TASK DESCRIPTION
Check every line of the entries below for the word "with", and copy the ones that have it.
— START —
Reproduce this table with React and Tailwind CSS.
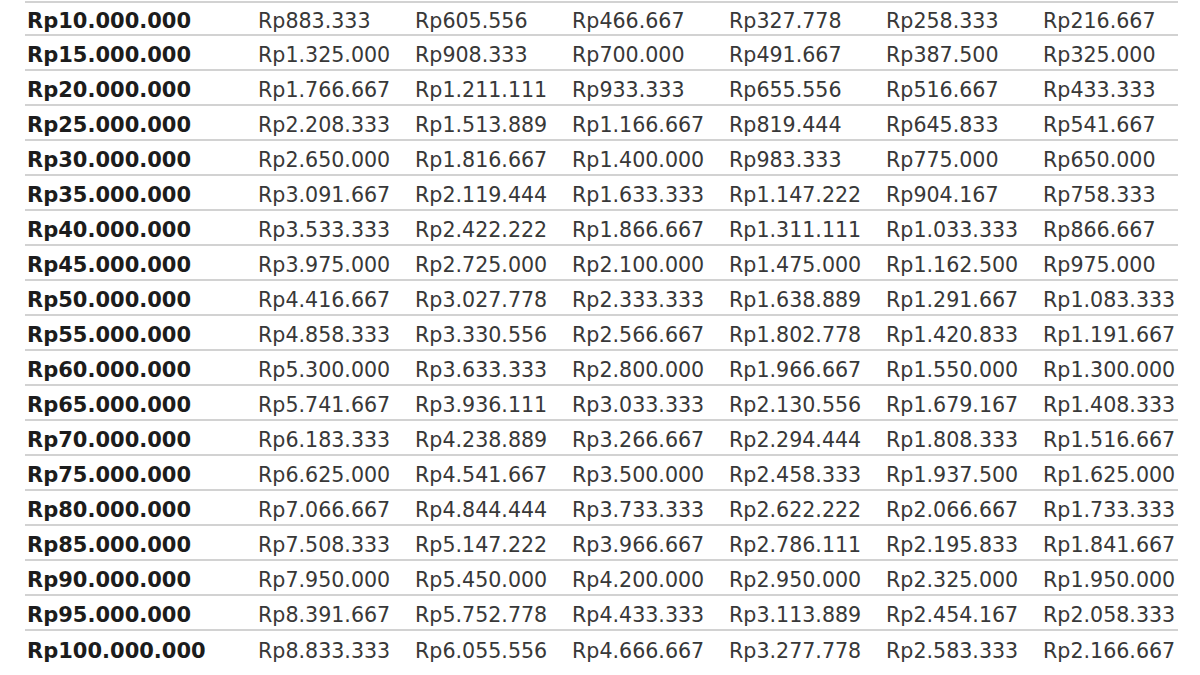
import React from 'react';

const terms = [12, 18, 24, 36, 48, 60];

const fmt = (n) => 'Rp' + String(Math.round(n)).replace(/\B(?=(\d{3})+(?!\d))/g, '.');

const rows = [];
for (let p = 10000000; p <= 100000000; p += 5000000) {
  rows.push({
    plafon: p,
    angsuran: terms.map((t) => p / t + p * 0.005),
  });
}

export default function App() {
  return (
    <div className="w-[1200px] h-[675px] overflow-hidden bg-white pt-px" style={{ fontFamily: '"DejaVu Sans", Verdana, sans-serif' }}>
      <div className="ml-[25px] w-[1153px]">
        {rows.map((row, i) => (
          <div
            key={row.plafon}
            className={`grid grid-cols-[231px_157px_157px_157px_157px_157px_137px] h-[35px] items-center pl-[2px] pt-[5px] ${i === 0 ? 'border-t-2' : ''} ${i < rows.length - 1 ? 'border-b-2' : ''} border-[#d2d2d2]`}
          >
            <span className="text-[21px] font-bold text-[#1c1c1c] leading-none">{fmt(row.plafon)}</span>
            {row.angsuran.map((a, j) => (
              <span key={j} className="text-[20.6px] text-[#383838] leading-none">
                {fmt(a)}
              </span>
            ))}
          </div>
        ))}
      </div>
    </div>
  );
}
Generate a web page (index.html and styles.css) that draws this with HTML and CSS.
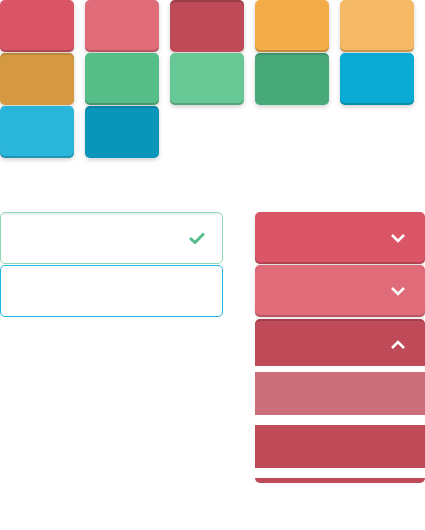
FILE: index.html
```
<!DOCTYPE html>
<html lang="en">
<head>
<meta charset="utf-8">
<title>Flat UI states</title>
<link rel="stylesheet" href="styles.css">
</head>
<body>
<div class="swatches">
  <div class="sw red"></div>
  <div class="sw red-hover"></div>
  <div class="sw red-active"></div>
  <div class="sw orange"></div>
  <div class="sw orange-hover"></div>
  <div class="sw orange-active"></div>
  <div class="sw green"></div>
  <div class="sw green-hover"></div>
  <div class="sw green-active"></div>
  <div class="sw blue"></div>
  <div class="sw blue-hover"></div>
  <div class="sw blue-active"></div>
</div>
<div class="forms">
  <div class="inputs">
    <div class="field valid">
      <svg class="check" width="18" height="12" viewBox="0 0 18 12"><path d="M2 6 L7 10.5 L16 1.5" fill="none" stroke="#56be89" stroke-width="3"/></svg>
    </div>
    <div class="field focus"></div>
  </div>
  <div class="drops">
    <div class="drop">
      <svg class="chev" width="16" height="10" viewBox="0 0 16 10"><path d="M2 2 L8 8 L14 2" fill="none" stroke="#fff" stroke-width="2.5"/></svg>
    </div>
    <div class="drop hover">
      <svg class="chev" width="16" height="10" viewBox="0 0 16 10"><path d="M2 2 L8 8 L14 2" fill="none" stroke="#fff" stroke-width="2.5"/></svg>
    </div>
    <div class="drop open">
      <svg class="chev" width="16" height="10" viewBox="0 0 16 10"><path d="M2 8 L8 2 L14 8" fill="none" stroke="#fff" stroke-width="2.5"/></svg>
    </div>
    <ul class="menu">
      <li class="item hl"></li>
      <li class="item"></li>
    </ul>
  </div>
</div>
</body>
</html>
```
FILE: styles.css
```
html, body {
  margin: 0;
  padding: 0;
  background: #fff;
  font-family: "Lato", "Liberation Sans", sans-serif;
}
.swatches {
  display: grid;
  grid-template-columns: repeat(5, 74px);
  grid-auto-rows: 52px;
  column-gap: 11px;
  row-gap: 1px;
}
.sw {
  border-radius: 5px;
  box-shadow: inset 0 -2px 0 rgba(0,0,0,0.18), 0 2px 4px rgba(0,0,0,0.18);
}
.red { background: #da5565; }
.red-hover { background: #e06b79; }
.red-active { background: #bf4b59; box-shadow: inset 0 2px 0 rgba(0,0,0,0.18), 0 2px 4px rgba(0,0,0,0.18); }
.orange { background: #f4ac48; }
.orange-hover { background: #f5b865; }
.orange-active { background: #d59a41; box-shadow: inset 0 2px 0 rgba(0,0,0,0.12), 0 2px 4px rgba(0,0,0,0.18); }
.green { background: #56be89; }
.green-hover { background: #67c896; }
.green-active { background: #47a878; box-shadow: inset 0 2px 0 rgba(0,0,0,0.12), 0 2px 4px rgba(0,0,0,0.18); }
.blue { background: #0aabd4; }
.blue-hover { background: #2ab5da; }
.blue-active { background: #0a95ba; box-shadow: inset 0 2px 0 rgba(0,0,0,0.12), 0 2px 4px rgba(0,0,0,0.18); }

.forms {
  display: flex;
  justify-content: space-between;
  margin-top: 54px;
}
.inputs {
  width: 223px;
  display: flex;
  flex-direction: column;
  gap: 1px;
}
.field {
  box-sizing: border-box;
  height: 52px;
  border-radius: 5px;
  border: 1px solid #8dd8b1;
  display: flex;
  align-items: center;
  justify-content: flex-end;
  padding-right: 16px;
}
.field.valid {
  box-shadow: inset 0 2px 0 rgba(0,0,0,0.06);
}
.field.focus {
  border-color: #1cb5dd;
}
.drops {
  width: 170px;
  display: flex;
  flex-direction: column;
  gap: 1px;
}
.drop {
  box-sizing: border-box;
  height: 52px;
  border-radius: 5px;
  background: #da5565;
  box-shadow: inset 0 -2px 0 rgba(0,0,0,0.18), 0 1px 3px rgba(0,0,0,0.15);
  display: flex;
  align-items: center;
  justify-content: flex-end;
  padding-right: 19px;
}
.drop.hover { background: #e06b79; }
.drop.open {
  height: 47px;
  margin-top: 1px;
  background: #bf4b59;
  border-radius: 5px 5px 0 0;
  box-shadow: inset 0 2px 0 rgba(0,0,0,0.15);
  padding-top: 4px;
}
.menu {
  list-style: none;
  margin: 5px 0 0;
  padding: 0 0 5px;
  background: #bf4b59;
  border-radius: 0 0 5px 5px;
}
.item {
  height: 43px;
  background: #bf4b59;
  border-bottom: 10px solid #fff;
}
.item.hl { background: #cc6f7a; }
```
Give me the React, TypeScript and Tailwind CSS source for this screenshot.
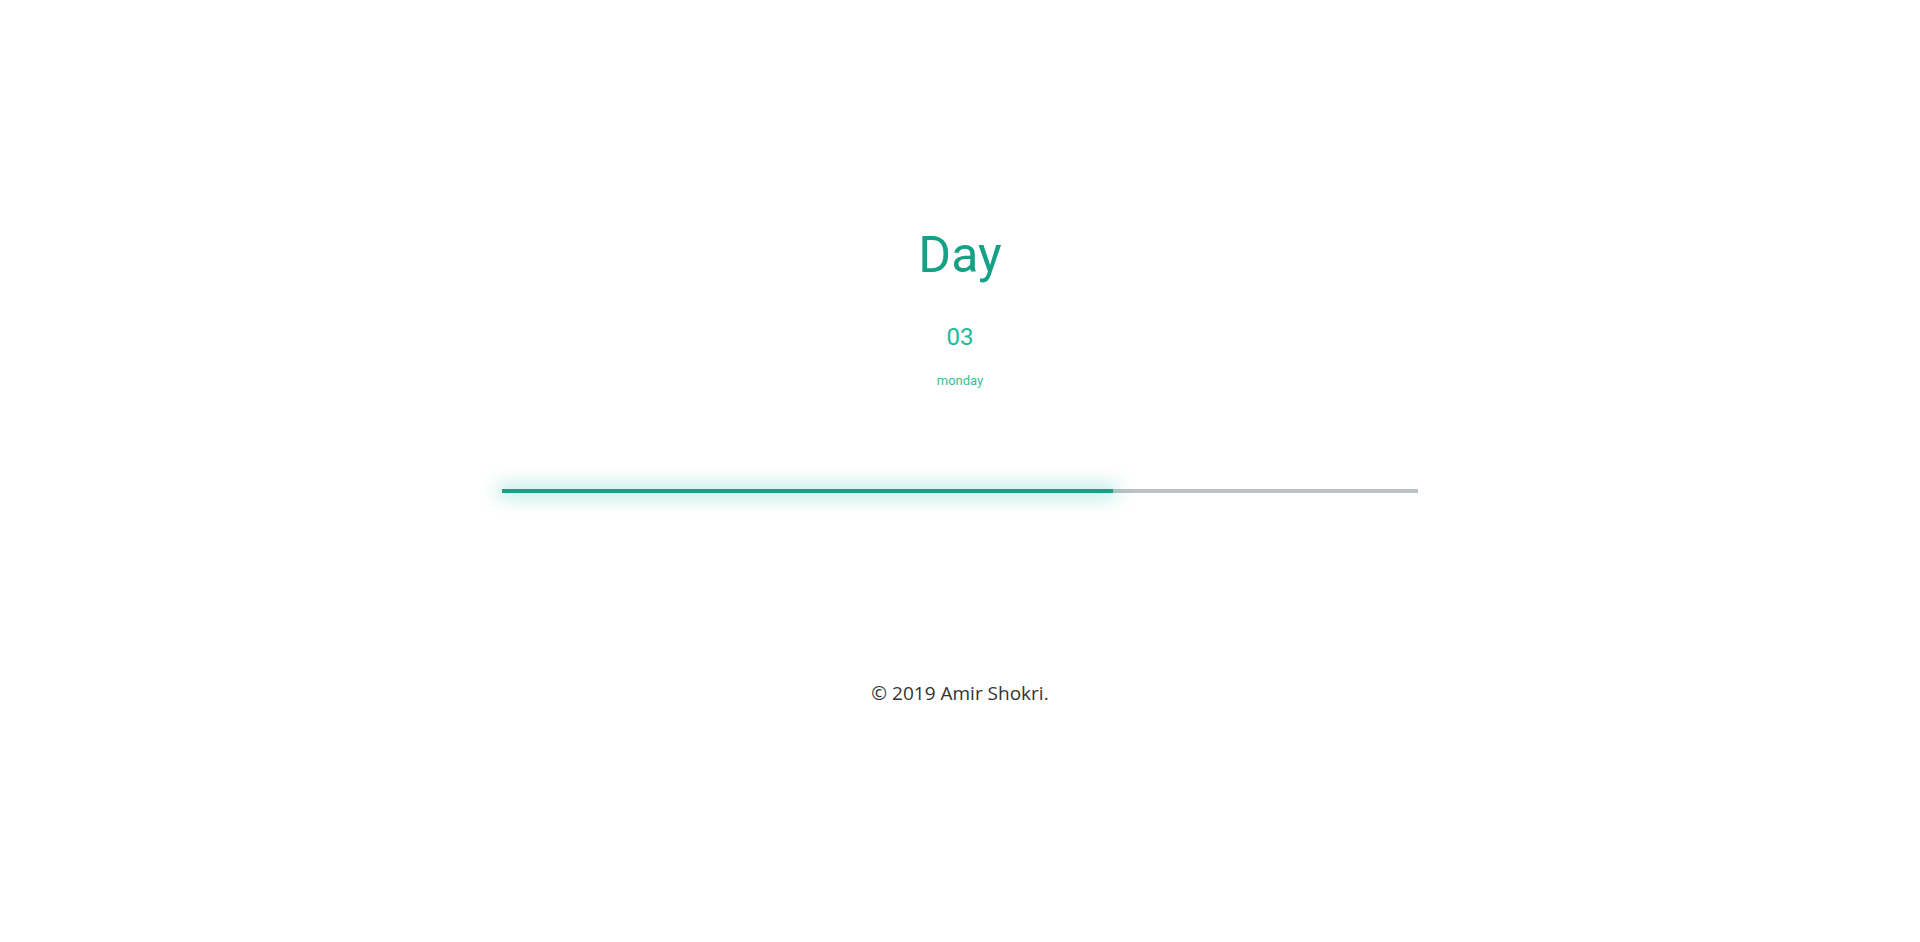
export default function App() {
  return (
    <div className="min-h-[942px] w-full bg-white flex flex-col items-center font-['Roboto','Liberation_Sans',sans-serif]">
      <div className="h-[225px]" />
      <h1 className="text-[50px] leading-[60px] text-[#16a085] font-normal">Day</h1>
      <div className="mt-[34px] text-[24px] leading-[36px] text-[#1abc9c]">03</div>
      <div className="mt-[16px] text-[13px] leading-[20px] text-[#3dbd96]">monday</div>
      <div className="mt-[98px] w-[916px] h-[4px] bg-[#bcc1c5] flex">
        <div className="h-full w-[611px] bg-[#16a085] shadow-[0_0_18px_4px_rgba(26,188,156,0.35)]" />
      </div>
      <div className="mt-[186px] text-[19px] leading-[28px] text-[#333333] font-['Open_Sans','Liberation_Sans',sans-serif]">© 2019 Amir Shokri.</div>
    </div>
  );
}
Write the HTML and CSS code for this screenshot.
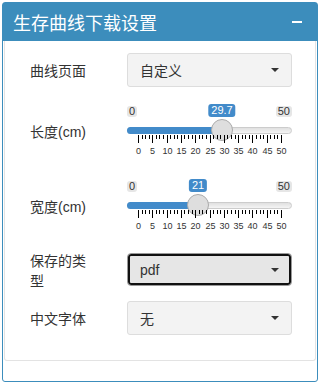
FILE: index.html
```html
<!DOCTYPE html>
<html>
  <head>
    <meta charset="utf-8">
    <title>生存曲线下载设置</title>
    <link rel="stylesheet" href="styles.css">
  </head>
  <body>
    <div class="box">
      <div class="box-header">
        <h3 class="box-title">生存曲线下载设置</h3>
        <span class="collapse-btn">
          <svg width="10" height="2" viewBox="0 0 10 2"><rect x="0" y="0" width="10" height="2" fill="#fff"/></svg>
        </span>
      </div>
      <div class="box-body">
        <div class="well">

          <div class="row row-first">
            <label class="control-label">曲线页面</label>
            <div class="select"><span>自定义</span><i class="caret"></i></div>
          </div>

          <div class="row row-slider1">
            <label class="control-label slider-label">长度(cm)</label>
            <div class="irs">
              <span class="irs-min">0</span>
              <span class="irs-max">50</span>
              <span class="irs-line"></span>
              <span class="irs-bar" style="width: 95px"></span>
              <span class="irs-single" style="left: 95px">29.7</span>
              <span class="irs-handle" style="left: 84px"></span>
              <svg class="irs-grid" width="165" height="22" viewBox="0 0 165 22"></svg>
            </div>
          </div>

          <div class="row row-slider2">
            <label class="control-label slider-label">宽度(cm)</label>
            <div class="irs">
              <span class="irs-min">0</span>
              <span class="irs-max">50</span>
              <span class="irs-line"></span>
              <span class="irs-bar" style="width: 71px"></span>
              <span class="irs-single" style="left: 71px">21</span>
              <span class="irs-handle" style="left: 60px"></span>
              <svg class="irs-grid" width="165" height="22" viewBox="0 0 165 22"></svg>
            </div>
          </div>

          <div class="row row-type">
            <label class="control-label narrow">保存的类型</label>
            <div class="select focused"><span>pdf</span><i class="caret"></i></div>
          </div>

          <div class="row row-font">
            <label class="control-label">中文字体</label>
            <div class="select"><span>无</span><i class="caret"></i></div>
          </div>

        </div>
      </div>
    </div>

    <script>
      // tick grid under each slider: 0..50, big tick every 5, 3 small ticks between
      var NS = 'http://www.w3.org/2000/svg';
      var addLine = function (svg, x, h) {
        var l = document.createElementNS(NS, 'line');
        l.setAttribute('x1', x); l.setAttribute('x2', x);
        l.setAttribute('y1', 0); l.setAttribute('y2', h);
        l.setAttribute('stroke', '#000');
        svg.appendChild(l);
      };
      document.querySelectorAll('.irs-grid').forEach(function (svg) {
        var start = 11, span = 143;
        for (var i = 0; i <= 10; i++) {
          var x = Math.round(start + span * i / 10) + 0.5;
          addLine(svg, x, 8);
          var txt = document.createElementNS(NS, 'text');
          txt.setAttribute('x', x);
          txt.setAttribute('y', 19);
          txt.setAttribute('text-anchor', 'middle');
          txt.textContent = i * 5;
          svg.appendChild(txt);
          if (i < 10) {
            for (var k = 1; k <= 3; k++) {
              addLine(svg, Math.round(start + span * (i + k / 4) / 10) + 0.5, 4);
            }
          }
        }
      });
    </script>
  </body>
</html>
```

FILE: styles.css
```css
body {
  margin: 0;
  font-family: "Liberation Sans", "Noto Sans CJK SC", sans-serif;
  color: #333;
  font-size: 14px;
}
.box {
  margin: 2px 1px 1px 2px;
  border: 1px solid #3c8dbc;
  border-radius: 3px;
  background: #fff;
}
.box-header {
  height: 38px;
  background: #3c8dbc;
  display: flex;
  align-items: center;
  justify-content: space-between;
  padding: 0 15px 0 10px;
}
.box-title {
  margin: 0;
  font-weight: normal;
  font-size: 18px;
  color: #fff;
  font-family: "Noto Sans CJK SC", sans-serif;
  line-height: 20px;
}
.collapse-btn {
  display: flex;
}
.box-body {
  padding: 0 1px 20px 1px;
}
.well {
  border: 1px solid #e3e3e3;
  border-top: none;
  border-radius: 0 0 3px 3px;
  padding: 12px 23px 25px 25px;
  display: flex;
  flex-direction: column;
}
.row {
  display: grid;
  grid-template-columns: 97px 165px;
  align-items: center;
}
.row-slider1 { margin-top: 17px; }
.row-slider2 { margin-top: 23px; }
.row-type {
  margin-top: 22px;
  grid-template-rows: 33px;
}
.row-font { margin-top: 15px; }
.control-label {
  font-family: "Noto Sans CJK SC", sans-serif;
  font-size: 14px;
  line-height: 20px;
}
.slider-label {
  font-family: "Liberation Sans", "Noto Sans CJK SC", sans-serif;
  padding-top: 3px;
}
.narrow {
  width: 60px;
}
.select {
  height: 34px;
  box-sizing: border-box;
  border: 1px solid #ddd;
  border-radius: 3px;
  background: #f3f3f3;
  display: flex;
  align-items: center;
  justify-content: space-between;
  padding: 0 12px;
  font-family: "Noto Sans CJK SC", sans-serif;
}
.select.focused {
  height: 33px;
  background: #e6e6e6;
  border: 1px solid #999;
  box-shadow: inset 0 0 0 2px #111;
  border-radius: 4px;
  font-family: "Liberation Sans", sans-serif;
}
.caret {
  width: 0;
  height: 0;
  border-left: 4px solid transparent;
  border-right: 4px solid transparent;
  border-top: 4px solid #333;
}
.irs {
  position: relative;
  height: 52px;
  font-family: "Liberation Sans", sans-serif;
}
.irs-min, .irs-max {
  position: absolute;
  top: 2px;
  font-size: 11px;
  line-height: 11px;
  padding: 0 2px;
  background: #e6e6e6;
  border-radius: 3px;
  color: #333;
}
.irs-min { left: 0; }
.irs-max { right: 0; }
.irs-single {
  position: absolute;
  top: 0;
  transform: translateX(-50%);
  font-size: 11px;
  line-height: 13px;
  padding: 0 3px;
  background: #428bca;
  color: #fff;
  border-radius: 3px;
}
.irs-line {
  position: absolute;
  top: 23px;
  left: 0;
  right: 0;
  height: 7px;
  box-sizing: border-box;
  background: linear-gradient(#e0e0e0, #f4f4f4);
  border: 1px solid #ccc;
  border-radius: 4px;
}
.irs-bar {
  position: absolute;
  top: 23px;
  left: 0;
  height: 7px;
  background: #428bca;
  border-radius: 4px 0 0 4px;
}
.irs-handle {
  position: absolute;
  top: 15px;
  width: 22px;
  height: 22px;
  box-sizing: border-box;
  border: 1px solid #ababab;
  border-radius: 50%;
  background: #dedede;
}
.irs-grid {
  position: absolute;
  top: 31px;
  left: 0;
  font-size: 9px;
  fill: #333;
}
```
— END —
EXPECTED OUTPUT
Reproduce this table with React and Tailwind CSS.
Generate a web page (index.html and styles.css) that draws this with HTML and CSS.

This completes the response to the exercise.